___ GIVEN MATERIAL ___
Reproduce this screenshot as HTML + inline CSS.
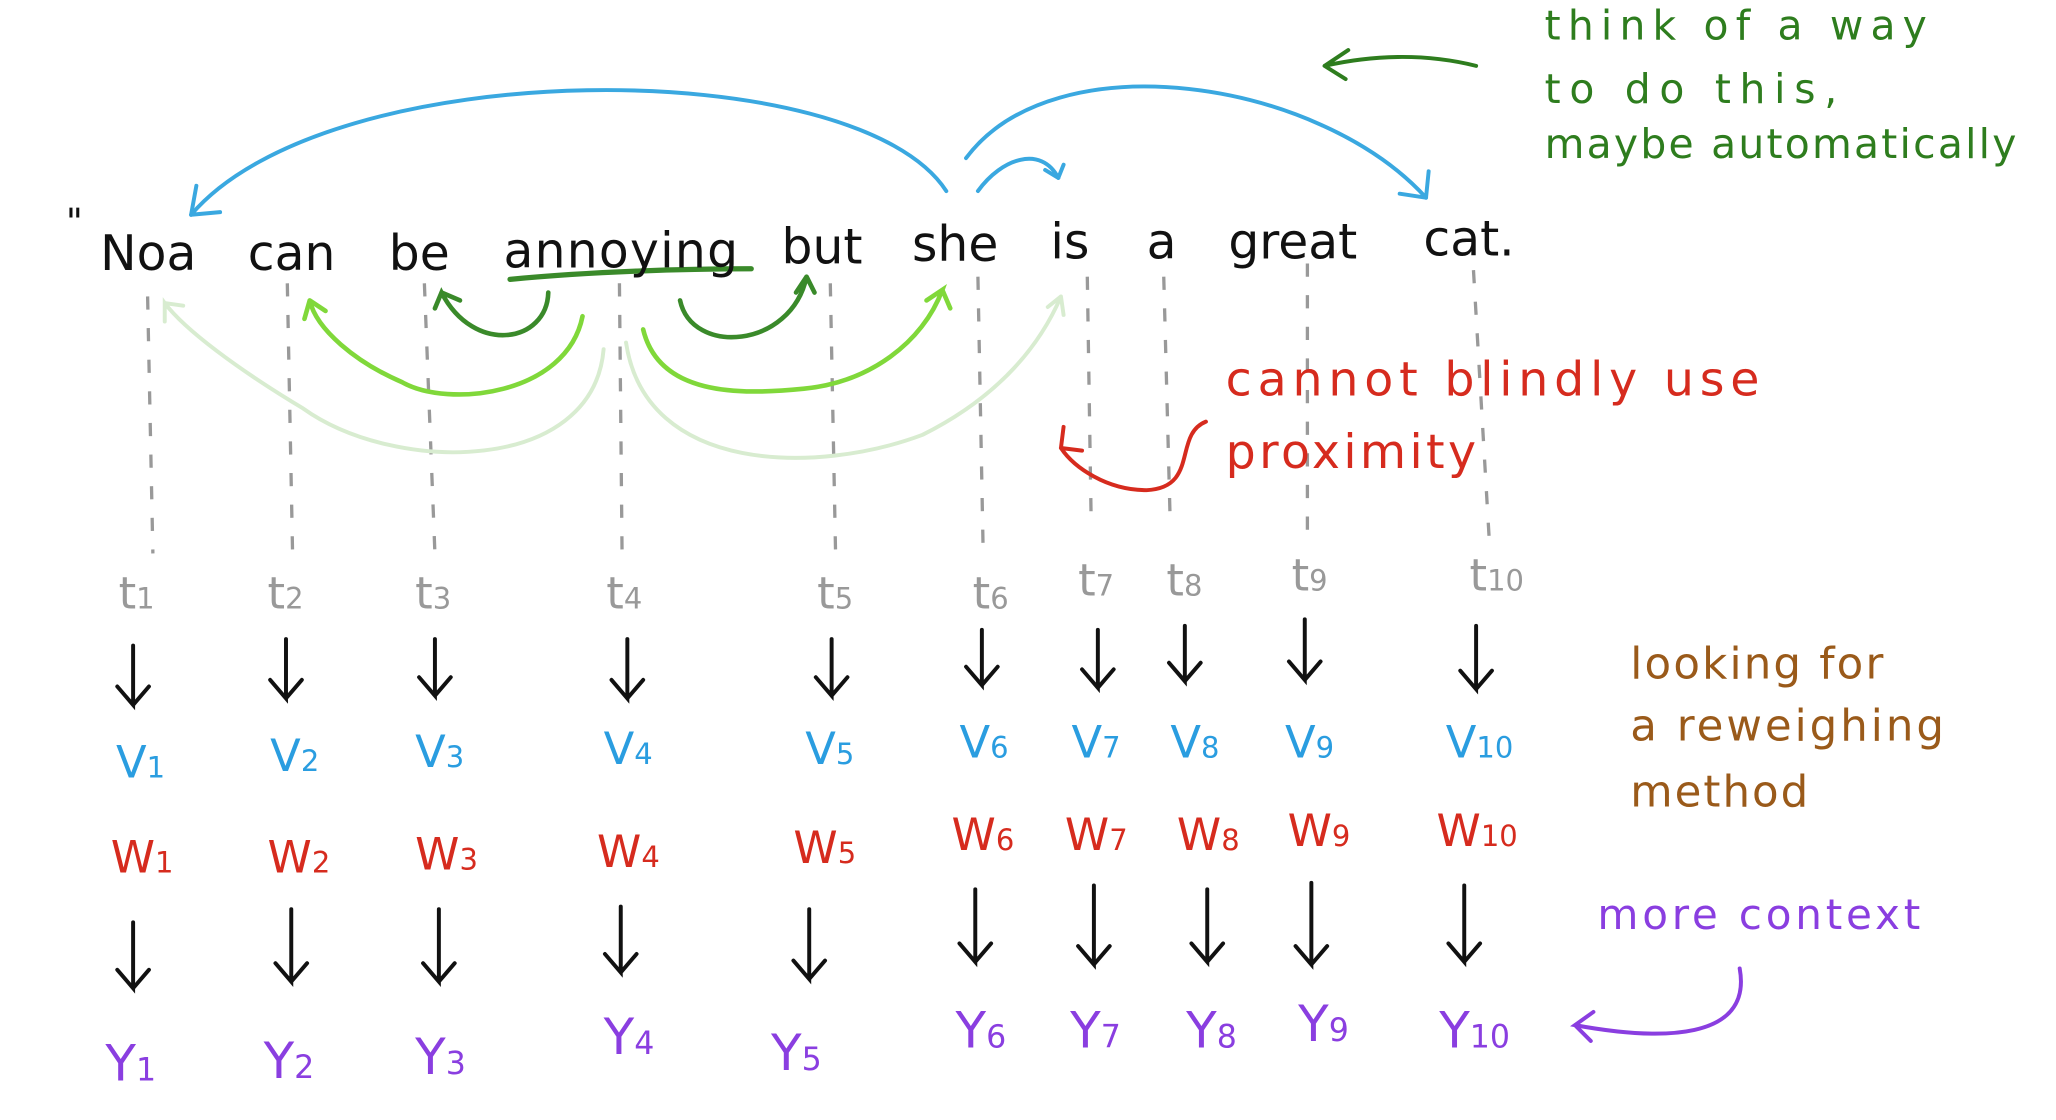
<!DOCTYPE html>
<html><head><meta charset="utf-8"><style>
html,body{margin:0;padding:0;background:#fff;width:2056px;height:1120px;overflow:hidden}
svg{display:block}
text{font-family:"DejaVu Sans","Liberation Sans",sans-serif}
</style></head><body>
<svg width="2056" height="1120" viewBox="0 0 1560 850" preserveAspectRatio="none" xmlns="http://www.w3.org/2000/svg">
<rect width="1560" height="850" fill="#fff"/>
<g stroke="#999" stroke-width="2.5" stroke-dasharray="10 14" fill="none">
<line x1="112" y1="225" x2="116" y2="420"/>
<line x1="218" y1="215" x2="222" y2="420"/>
<line x1="322" y1="215" x2="330" y2="420"/>
<line x1="470" y1="215" x2="472" y2="420"/>
<line x1="630" y1="215" x2="634" y2="420"/>
<line x1="742" y1="210" x2="746" y2="420"/>
<line x1="825" y1="210" x2="828" y2="400"/>
<line x1="883" y1="210" x2="888" y2="400"/>
<line x1="992" y1="200" x2="992" y2="410"/>
<line x1="1118" y1="205" x2="1130" y2="410"/>
</g>
<g stroke="#3aa8e0" stroke-width="3" fill="none" stroke-linecap="round">
<path d="M718 145 C650 40 250 40 145 163"/><path d="M145 163 l22 -2 M145 163 l4 -22"/>
<path d="M733 120 C800 30 1000 60 1082 150"/><path d="M1082 150 l-20 -3 M1082 150 l2 -20"/>
<path d="M742 145 C760 120 790 110 803 135"/><path d="M803 135 l-10 -6 M803 135 l4 -10"/>
</g>
<g stroke="#2e7d1e" stroke-width="3" fill="none" stroke-linecap="round">
<path d="M1120 50 C1080 40 1040 42 1005 50 l18 -12 M1005 50 l16 10"/>
</g>
<g fill="none" stroke-linecap="round">
<path d="M387 212 C450 206 520 204 570 204" stroke="#3a8a2a" stroke-width="4"/>
<path d="M416 222 C415 260 360 270 335 222 l-5 12 M335 222 l14 6" stroke="#3a8a2a" stroke-width="3.5"/>
<path d="M516 228 C525 270 600 265 612 210 l-8 12 M612 210 l6 12" stroke="#3a8a2a" stroke-width="3.5"/>
<path d="M442 240 C430 300 340 310 305 290 C270 275 240 250 235 228 l-4 14 M235 228 l12 8" stroke="#80d83a" stroke-width="3.5"/>
<path d="M488 250 C500 300 560 300 610 295 C660 290 700 260 715 220 l-12 8 M715 220 l6 14" stroke="#80d83a" stroke-width="3.5"/>
<path d="M458 265 C450 360 300 360 230 310 C180 280 140 250 125 230 l0 14 M125 230 l14 2" stroke="#d8ecd0" stroke-width="3"/>
<path d="M475 260 C490 360 620 360 700 330 C760 300 790 260 805 225 l-10 8 M805 225 l2 14" stroke="#d8ecd0" stroke-width="3"/>
</g>
<path d="M915 320 C890 330 910 370 870 372 C840 372 815 355 805 340 M805 340 l2 -16 M805 340 l16 2" stroke="#d62b1e" stroke-width="3" fill="none" stroke-linecap="round"/>
<path d="M1320 735 C1330 790 1260 790 1195 778 l14 -10 M1195 778 l12 12" stroke="#8a3ee0" stroke-width="3" fill="none" stroke-linecap="round"/>
<g font-size="37" fill="#111">
<text x="50" y="178" font-size="28">"</text>
<text x="76" y="205">Noa</text><text x="188" y="205">can</text><text x="295" y="205">be</text>
<text x="382" y="203" textLength="178">annoying</text><text x="593" y="200">but</text><text x="692" y="198">she</text>
<text x="797" y="196">is</text><text x="870" y="196">a</text><text x="932" y="196">great</text><text x="1080" y="194">cat.</text>
</g>
<g font-size="31" fill="#2e7d1e">
<text x="1172" y="30" textLength="290">think  of  a  way</text><text x="1172" y="78" textLength="222">to  do  this,</text><text x="1172" y="120" textLength="358">maybe automatically</text>
</g>
<g font-size="36" fill="#d62b1e"><text x="930" y="300" textLength="405">cannot  blindly  use</text><text x="930" y="355" textLength="190">proximity</text></g>
<g font-size="33" fill="#9a5a1a"><text x="1237" y="515" textLength="192">looking  for</text><text x="1237" y="562" textLength="238">a  reweighing</text><text x="1237" y="612" textLength="135">method</text></g>
<text x="1212" y="705" font-size="32" fill="#8a3ee0" textLength="245">more  context</text>
<g font-size="34" fill="#999">
<text x="90" y="462">t<tspan font-size="22">1</tspan></text><text x="203" y="462">t<tspan font-size="22">2</tspan></text>
<text x="315" y="462">t<tspan font-size="22">3</tspan></text><text x="460" y="462">t<tspan font-size="22">4</tspan></text>
<text x="620" y="462">t<tspan font-size="22">5</tspan></text><text x="738" y="462">t<tspan font-size="22">6</tspan></text>
<text x="818" y="452">t<tspan font-size="22">7</tspan></text><text x="885" y="452">t<tspan font-size="22">8</tspan></text>
<text x="980" y="448">t<tspan font-size="22">9</tspan></text><text x="1115" y="448">t<tspan font-size="22">10</tspan></text>
</g>
<g stroke="#111" stroke-width="3" fill="none" stroke-linecap="round">
<path d="M101 490 v45 l-12 -14 M101 535 l12 -14"/><path d="M217 485 v45 l-12 -14 M217 530 l12 -14"/>
<path d="M330 485 v43 l-12 -14 M330 528 l12 -14"/><path d="M476 485 v45 l-12 -14 M476 530 l12 -14"/>
<path d="M631 485 v43 l-12 -14 M631 528 l12 -14"/><path d="M745 478 v42 l-12 -14 M745 520 l12 -14"/>
<path d="M833 478 v44 l-12 -14 M833 522 l12 -14"/><path d="M899 475 v42 l-12 -14 M899 517 l12 -14"/>
<path d="M990 470 v46 l-12 -14 M990 516 l12 -14"/><path d="M1120 475 v48 l-12 -14 M1120 523 l12 -14"/>
<path d="M101 700 v50 l-12 -14 M101 750 l12 -14"/><path d="M221 690 v55 l-12 -14 M221 745 l12 -14"/>
<path d="M333 690 v55 l-12 -14 M333 745 l12 -14"/><path d="M471 688 v50 l-12 -14 M471 738 l12 -14"/>
<path d="M614 690 v53 l-12 -14 M614 743 l12 -14"/><path d="M740 675 v55 l-12 -14 M740 730 l12 -14"/>
<path d="M830 672 v60 l-12 -14 M830 732 l12 -14"/><path d="M916 675 v55 l-12 -14 M916 730 l12 -14"/>
<path d="M995 670 v62 l-12 -14 M995 732 l12 -14"/><path d="M1111 672 v58 l-12 -14 M1111 730 l12 -14"/>
</g>
<g font-size="34" fill="#2a9de0">
<text x="88" y="590">V<tspan font-size="22">1</tspan></text><text x="205" y="585">V<tspan font-size="22">2</tspan></text>
<text x="315" y="582">V<tspan font-size="22">3</tspan></text><text x="458" y="580">V<tspan font-size="22">4</tspan></text>
<text x="611" y="580">V<tspan font-size="22">5</tspan></text><text x="728" y="575">V<tspan font-size="22">6</tspan></text>
<text x="813" y="575">V<tspan font-size="22">7</tspan></text><text x="888" y="575">V<tspan font-size="22">8</tspan></text>
<text x="975" y="575">V<tspan font-size="22">9</tspan></text><text x="1097" y="575">V<tspan font-size="22">10</tspan></text>
</g>
<g font-size="34" fill="#d62b1e">
<text x="84" y="662">W<tspan font-size="22">1</tspan></text><text x="203" y="662">W<tspan font-size="22">2</tspan></text>
<text x="315" y="660">W<tspan font-size="22">3</tspan></text><text x="453" y="658">W<tspan font-size="22">4</tspan></text>
<text x="602" y="655">W<tspan font-size="22">5</tspan></text><text x="722" y="645">W<tspan font-size="22">6</tspan></text>
<text x="808" y="645">W<tspan font-size="22">7</tspan></text><text x="893" y="645">W<tspan font-size="22">8</tspan></text>
<text x="977" y="642">W<tspan font-size="22">9</tspan></text><text x="1090" y="642">W<tspan font-size="22">10</tspan></text>
</g>
<g font-size="38" fill="#8a3ee0">
<text x="80" y="820">Y<tspan font-size="24">1</tspan></text><text x="200" y="818">Y<tspan font-size="24">2</tspan></text>
<text x="315" y="815">Y<tspan font-size="24">3</tspan></text><text x="458" y="800">Y<tspan font-size="24">4</tspan></text>
<text x="585" y="812">Y<tspan font-size="24">5</tspan></text><text x="725" y="795">Y<tspan font-size="24">6</tspan></text>
<text x="812" y="795">Y<tspan font-size="24">7</tspan></text><text x="900" y="795">Y<tspan font-size="24">8</tspan></text>
<text x="985" y="790">Y<tspan font-size="24">9</tspan></text><text x="1092" y="795">Y<tspan font-size="24">10</tspan></text>
</g>
</svg>
</body></html>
___
▶ [WRITTEN TASK]: From the listing, tally every line with the word "this" in it and give only the tally.

▶ [EXERCISE RESPONSE]: 2